4. Subscription Models: The Community Supported Agriculture (CSA) Pivot
Market volatility is a nightmare for farmers. You never quite know what price you’ll get for your goods on auction day. A subscription model shifts the power balance by securing revenue before the harvest begins.
- The Concept: Instead of chasing buyers, build a community of “members” who pay a flat fee at the start of the season for a weekly box of whatever is fresh from your farm.
- Low-Cost Strategy: Use free social media platforms to build a mailing list. You don’t need a fancy website; a simple Google Form can handle subscriptions. This provides you with immediate cash flow to buy seeds and supplies for the season, removing the need for high-interest operating loans. It also guarantees a buyer for your produce, regardless of market fluctuations.
5. Skill-Based Diversification: Consulting and Teaching
If you have successfully farmed a specific plot of land for years, you possess a knowledge base that is incredibly valuable to others. In an era where many people are turning to home gardening or hobby farming, there is a massive demand for practical, hands-on advice.

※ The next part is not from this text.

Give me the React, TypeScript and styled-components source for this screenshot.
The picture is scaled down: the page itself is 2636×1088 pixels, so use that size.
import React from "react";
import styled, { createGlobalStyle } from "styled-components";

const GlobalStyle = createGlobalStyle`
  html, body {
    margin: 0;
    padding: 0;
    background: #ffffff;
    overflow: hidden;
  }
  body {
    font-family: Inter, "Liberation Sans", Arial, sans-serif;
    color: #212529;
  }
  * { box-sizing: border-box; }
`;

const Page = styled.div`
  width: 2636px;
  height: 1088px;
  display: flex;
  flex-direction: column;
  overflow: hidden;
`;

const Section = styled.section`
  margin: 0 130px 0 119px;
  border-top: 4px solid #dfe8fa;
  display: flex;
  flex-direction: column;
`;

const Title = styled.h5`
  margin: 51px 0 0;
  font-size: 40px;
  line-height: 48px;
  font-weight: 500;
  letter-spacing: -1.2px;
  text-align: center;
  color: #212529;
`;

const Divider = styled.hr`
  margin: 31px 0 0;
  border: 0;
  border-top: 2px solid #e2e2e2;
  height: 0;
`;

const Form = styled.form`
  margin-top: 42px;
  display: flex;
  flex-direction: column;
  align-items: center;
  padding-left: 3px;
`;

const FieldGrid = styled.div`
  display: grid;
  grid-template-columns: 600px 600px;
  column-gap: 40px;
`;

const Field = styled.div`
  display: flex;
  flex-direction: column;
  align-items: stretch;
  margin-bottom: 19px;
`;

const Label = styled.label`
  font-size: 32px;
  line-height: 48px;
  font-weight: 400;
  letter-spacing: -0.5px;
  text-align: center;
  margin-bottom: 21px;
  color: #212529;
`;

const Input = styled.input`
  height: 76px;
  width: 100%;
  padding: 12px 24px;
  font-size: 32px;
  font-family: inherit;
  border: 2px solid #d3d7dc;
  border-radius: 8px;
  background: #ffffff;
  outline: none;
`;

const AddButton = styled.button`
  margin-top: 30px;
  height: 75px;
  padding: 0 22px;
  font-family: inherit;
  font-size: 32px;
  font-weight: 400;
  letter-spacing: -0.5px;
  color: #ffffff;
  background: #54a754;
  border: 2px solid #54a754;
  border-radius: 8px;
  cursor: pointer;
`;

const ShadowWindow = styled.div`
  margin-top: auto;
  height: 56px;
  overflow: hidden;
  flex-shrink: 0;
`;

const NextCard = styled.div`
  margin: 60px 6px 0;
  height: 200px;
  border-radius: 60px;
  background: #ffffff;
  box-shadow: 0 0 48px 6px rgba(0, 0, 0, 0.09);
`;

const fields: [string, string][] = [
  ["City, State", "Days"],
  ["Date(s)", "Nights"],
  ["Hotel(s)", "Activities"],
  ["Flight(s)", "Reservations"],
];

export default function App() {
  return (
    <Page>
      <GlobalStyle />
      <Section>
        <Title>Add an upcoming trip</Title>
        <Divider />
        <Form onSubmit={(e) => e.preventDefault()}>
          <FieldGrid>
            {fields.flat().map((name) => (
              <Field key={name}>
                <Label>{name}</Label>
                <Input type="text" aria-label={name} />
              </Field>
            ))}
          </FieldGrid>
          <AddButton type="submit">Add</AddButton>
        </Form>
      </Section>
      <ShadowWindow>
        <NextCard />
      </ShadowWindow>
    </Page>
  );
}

- The Concept: Sell your expertise. Whether it’s consulting for new landowners or teaching specialized skills like organic pest management, greenhouse construction, or soil health improvement.
- Low-Cost Strategy: Offer “Consulting Walks” where you visit a neighbor’s property and give them a plan to set up their own vegetable garden. Alternatively, record short, instructional videos and host them on a private platform or YouTube. You are already doing the work—filming it or teaching it requires almost zero extra capital, only your time.
The Mindset Shift
Diversification is not about doing more work; it’s about doing more effective work. It requires moving from a “production-only” mindset to a “resource-optimization” mindset.

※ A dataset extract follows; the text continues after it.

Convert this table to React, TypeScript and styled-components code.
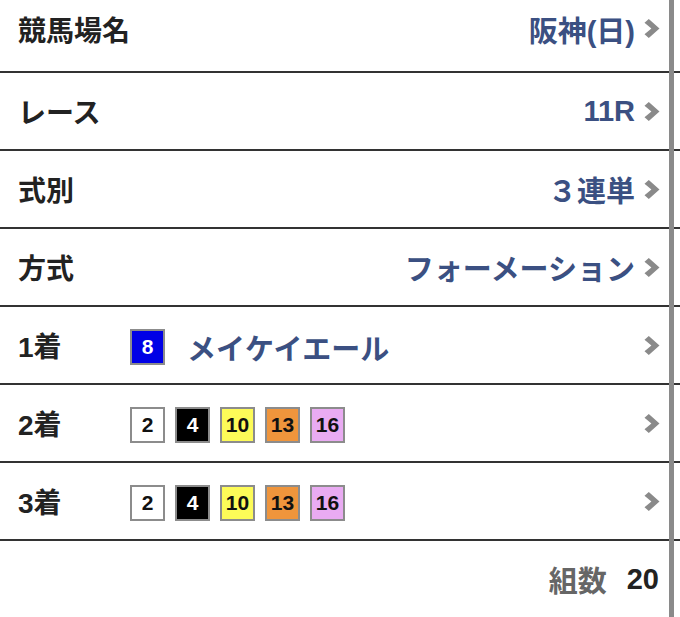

When you diversify, you insulate yourself from the unpredictability of agriculture. If the weather ruins your main crop, your value-added jams, your educational workshops, or your egg sales become the safety net that keeps your farm viable.
Small-scale farming is a challenging but rewarding path. By layering these low-cost revenue streams, you aren’t just farming for the harvest—you are building a resilient, multi-faceted business designed to thrive in any season.